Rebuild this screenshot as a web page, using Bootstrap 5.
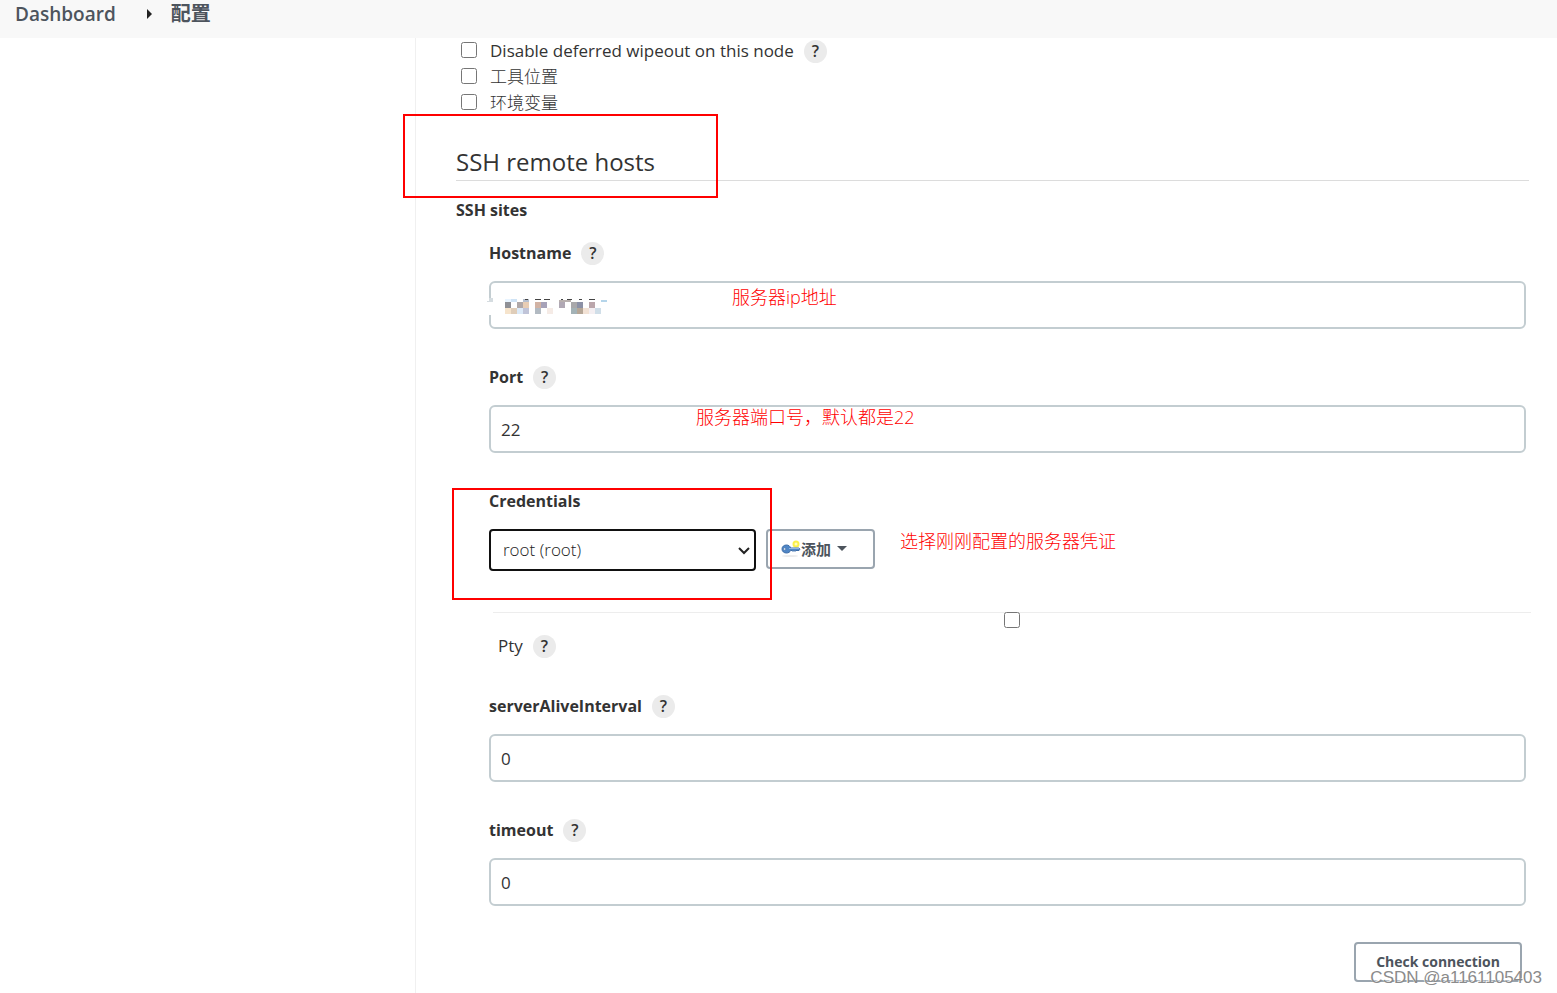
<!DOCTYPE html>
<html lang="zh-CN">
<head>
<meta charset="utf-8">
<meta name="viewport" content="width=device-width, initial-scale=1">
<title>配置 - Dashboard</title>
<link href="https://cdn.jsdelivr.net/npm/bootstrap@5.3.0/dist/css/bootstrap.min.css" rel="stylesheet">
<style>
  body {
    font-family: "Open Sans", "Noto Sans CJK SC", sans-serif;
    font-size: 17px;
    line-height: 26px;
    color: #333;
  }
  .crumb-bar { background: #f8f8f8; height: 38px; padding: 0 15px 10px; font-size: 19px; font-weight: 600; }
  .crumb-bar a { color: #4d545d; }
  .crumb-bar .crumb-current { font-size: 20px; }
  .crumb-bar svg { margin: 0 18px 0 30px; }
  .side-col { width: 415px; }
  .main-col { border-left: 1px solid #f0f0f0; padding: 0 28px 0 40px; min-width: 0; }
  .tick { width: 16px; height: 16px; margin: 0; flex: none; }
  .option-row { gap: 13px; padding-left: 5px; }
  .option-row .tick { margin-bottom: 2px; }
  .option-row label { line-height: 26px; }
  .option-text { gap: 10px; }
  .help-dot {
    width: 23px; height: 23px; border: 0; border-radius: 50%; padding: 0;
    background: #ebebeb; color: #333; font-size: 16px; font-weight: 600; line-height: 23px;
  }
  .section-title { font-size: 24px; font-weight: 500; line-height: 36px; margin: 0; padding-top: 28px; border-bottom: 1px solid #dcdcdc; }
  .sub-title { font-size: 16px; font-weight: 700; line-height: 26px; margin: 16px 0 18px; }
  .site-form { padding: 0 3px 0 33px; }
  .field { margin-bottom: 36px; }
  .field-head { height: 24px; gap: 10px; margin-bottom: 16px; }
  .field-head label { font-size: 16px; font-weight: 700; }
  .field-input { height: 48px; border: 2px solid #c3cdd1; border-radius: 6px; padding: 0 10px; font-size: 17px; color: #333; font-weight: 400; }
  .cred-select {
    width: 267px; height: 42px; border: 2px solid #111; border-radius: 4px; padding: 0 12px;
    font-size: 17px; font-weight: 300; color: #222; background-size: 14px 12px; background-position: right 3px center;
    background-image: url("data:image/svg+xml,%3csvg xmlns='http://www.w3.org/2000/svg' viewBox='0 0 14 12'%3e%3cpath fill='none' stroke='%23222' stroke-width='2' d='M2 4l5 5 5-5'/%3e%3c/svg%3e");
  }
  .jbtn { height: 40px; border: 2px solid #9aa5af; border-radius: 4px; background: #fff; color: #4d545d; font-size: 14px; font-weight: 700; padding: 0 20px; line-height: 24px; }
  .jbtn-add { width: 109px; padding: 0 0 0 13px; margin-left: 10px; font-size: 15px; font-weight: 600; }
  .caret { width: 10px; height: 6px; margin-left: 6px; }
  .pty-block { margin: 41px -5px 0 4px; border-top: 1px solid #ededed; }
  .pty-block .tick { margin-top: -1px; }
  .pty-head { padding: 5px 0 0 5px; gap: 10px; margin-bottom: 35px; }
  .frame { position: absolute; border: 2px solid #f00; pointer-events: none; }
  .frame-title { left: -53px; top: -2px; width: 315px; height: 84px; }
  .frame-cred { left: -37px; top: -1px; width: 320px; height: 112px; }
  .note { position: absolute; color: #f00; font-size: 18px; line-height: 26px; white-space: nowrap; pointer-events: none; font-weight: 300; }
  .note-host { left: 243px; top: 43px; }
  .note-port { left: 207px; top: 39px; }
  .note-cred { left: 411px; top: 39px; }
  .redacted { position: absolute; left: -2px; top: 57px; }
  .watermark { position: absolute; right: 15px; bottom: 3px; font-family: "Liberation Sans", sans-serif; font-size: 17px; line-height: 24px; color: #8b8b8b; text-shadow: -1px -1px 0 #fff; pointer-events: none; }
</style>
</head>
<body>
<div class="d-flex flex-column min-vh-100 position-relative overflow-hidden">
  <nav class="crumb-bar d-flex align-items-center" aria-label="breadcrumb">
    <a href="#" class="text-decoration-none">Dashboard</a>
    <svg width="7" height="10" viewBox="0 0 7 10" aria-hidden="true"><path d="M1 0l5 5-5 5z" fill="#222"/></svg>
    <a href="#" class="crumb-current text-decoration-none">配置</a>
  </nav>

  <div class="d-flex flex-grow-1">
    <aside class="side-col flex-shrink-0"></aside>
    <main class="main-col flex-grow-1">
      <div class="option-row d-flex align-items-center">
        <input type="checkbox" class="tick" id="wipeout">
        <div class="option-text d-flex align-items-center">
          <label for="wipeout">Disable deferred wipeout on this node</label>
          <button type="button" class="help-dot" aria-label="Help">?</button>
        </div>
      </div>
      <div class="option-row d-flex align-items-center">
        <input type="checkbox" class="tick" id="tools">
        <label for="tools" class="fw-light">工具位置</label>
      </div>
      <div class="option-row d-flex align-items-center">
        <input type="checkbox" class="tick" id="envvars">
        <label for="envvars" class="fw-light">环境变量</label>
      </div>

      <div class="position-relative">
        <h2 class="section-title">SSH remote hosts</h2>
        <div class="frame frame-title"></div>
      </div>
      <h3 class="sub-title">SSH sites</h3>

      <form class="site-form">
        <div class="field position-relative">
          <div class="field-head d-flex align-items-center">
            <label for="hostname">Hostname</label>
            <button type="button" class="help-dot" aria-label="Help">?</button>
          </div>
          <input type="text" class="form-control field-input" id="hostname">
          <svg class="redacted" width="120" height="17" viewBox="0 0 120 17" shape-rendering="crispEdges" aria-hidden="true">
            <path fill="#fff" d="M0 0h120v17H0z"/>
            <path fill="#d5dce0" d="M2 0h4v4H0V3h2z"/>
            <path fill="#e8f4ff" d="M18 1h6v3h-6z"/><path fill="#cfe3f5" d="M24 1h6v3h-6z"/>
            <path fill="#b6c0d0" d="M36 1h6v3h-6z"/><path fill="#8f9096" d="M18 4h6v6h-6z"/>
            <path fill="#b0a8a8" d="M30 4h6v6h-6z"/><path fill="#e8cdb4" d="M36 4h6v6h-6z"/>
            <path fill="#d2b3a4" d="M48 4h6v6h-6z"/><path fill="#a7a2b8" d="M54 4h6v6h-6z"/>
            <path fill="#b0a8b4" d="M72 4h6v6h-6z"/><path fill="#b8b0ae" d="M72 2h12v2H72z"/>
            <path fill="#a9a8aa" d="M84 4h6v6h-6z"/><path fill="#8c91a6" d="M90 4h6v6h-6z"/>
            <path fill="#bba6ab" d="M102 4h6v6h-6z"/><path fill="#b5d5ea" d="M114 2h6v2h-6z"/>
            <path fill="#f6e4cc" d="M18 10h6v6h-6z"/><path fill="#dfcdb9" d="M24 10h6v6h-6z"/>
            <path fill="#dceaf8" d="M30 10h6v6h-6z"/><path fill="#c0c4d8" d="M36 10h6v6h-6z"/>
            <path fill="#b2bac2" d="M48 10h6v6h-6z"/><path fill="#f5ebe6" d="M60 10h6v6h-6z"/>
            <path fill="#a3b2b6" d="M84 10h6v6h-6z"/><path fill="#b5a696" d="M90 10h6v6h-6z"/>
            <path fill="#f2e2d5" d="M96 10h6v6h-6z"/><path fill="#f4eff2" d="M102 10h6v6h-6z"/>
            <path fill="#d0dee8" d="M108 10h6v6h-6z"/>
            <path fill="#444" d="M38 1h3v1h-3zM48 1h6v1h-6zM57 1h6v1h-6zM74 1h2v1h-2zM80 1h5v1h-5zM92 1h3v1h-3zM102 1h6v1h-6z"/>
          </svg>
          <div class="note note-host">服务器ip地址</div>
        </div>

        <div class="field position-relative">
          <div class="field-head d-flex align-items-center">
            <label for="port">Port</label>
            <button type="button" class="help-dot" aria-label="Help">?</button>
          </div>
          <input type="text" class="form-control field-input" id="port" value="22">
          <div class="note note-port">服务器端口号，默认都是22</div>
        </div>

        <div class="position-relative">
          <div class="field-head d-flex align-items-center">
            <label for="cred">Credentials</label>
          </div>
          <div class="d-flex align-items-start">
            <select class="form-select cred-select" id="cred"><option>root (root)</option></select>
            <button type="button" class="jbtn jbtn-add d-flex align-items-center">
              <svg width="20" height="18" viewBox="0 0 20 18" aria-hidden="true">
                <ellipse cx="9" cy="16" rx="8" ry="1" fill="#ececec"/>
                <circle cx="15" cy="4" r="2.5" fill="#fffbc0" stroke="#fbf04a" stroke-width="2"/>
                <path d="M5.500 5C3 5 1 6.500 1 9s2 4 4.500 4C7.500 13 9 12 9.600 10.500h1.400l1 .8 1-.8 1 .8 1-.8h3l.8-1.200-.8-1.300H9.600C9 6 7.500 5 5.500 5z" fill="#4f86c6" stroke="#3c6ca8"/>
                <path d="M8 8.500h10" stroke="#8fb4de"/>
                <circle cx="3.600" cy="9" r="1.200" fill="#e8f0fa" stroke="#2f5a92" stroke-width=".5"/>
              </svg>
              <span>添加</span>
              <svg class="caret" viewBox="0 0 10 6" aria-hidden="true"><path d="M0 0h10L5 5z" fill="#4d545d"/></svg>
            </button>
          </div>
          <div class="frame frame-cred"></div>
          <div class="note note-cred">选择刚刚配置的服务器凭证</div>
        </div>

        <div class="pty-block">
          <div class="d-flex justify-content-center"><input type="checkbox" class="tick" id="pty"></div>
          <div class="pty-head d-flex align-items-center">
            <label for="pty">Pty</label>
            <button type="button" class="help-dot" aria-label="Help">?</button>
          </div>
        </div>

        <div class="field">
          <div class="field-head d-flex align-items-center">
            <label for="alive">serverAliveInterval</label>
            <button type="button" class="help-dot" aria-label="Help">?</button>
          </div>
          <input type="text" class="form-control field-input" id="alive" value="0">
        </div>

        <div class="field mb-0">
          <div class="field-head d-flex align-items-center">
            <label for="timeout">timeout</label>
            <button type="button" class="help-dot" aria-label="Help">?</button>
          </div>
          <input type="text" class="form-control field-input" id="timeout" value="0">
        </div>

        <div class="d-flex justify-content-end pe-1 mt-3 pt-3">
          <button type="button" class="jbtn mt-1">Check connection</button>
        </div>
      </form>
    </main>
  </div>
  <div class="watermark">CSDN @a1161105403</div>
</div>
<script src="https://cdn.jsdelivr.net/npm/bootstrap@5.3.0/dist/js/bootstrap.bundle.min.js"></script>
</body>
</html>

▸ Direction
Search the lines above for the string "this", then show every one that has it.

▸ Result of the task
Rebuild this screenshot as a web page, using Bootstrap 5.
          <label for="wipeout">Disable deferred wipeout on this node</label>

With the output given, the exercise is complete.